Forty years later, the city's largely working-class residents have gained little from this union strategy, which has been based on endorsing politicians who have attacked working class living standards and often been busted in corruption scandals. It is no surprise then that voter turnout by working-class New Yorkers--and workers across the country--is at an all-time low.

Even as organized labor continues its backward policy of support for the Democratic Party, it has also found itself pulled into powerful protest movements by a variety of social struggles representing a cross-section of New Yorkers' everyday battles, including Occupy Wall Street, Black Lives Matter, Fight for 15 and the opt-out movement in public education.

But these struggles haven't been coordinated or strong enough to roll back the tide of 40 years of business-class dominance, especially when they have fallen for the posturing of progressive politicians seeking to direct them into the Democratic Party.

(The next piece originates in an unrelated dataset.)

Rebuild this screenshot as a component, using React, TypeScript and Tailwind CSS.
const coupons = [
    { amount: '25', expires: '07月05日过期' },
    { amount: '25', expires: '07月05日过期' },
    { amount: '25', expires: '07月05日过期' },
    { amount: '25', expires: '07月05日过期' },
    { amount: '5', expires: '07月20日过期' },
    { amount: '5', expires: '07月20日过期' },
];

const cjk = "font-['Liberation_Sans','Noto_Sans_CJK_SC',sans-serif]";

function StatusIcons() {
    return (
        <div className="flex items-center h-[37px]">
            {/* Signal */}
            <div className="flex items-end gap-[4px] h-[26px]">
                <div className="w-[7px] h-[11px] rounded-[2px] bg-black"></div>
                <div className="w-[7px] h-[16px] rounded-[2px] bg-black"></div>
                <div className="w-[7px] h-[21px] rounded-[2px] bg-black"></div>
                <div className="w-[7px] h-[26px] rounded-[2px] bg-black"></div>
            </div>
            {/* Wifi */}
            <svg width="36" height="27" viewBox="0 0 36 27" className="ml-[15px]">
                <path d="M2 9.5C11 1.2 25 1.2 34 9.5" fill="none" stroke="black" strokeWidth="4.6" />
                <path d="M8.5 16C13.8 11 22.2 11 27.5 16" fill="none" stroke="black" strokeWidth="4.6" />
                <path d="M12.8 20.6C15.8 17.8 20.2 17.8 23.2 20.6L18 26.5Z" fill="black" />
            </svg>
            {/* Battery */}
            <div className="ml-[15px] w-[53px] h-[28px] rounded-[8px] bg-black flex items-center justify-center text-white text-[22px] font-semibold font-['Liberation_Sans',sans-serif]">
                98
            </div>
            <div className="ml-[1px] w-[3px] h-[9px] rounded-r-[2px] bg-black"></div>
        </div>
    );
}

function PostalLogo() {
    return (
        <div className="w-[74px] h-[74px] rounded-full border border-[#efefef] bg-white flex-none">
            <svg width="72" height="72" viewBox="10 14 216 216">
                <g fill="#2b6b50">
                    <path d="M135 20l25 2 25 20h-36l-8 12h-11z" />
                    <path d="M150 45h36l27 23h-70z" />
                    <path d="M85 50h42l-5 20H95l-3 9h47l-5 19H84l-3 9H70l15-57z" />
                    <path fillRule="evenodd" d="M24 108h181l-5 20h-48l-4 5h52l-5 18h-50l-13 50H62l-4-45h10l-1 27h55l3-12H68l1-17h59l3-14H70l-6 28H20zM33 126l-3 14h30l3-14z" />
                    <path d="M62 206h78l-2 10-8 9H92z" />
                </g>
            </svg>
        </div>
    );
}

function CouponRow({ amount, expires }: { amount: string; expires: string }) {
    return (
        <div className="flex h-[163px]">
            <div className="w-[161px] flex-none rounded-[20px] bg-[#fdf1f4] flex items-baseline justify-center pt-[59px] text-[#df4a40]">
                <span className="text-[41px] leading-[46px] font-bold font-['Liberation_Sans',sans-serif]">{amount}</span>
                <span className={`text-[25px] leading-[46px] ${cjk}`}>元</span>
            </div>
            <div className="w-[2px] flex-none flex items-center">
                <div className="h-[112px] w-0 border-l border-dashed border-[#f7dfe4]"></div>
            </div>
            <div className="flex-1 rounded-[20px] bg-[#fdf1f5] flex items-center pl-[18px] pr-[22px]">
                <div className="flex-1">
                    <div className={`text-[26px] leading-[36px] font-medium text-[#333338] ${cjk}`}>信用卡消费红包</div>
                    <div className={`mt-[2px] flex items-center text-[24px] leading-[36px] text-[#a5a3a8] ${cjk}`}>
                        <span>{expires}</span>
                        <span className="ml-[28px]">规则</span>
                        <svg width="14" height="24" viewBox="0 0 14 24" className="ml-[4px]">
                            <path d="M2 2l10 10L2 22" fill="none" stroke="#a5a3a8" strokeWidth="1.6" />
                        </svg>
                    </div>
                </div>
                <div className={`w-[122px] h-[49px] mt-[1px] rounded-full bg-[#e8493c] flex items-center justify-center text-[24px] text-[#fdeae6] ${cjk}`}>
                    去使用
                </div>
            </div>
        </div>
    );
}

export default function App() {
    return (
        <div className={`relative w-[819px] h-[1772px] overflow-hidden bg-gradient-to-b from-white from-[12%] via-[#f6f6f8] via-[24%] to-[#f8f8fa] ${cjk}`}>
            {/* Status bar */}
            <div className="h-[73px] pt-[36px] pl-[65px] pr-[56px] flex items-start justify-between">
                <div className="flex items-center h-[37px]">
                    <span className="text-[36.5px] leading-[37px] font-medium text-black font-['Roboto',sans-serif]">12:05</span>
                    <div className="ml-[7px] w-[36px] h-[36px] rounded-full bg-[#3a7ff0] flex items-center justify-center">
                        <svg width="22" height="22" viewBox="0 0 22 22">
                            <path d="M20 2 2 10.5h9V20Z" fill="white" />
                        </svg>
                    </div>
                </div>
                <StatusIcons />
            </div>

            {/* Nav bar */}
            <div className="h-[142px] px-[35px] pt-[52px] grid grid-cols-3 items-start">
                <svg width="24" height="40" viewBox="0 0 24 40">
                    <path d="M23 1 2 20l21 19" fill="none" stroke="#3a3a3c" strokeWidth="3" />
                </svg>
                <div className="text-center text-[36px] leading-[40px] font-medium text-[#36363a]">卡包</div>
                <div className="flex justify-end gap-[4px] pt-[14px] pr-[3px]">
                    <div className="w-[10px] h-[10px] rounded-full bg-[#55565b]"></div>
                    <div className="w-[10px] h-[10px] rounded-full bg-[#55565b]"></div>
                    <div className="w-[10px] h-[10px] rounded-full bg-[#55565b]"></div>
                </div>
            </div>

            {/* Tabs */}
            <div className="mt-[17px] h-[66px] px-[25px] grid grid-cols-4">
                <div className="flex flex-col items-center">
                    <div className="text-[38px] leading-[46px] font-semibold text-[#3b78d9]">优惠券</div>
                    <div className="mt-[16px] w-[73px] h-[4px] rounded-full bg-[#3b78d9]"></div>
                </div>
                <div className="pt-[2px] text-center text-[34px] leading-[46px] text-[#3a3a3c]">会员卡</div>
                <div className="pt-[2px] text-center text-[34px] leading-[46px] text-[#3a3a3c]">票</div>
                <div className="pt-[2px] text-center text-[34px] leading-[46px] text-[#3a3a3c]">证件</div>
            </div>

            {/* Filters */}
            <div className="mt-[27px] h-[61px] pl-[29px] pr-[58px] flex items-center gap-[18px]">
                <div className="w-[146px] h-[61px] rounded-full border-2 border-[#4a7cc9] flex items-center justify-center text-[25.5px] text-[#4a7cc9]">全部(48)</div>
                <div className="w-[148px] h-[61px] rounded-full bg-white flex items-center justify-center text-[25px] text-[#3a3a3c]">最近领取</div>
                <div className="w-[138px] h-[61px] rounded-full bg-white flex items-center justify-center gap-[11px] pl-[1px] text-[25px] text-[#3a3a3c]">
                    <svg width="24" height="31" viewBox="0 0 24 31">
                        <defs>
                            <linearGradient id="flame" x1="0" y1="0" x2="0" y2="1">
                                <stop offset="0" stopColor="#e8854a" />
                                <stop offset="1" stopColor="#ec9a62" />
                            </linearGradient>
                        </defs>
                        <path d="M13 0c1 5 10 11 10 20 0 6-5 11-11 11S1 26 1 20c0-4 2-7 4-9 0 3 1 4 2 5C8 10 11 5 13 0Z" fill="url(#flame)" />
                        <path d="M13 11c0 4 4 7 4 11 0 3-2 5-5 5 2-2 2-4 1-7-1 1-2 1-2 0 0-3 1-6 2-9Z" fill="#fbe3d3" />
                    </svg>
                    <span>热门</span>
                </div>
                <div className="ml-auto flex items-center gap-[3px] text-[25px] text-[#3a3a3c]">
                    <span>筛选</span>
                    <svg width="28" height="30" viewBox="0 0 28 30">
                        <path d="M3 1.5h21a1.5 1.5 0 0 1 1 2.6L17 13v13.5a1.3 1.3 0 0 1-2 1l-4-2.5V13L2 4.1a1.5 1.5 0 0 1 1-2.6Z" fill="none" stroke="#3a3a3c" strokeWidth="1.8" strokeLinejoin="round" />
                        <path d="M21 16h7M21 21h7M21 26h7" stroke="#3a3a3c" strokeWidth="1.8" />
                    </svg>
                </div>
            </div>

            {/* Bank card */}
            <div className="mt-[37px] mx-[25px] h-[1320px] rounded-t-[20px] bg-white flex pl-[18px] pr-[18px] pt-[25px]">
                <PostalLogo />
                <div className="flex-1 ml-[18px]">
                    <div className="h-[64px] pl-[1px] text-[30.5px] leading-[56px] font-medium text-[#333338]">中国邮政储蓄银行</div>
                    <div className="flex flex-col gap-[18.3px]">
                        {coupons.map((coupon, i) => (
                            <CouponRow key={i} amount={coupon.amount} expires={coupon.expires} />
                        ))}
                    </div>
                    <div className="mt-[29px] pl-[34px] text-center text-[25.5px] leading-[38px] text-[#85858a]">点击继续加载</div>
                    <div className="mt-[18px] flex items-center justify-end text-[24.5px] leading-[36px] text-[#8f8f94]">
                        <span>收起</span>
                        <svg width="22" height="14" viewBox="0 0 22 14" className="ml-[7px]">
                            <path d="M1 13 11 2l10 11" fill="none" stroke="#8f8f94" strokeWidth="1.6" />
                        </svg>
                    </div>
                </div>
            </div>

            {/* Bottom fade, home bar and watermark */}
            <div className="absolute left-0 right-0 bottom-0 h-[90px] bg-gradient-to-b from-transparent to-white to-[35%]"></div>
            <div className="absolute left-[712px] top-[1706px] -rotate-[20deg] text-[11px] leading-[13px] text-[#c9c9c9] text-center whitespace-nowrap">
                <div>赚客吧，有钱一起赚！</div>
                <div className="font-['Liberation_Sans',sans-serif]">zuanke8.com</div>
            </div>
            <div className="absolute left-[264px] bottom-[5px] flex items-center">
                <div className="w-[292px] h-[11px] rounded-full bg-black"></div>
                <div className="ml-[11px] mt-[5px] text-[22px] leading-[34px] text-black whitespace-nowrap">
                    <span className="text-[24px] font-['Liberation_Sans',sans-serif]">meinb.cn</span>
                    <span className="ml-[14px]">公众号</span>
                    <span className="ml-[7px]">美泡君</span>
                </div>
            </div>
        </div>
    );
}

To state it bluntly, Albany is a cesspool of corruption that can only be eradicated with thoroughgoing and radical change. New Yorkers can expect to hear more stories uncovering the deep and intractable criminality on which their so-called representatives have built their own power and fortunes for quite some time.

As gentrification ravages New York City's outer boroughs, the upcoming fights over rent regulations and concerns about Bill de Blasio's "affordable" housing plans (which view rents of $2,500 a month as affordable) will play out over the summer.

Faced with an entrenched political regime dedicated to austerity and "broken windows" policing, New York residents and social justice activists need to accept that there are no shortcuts on the road to political power.

Instead, we will gain more from the long and painstaking work of building an independent social movement for our right to the city and its vast resources that currently line the pockets of the city's ruling elites than from falling for the progressive Democrat mirage.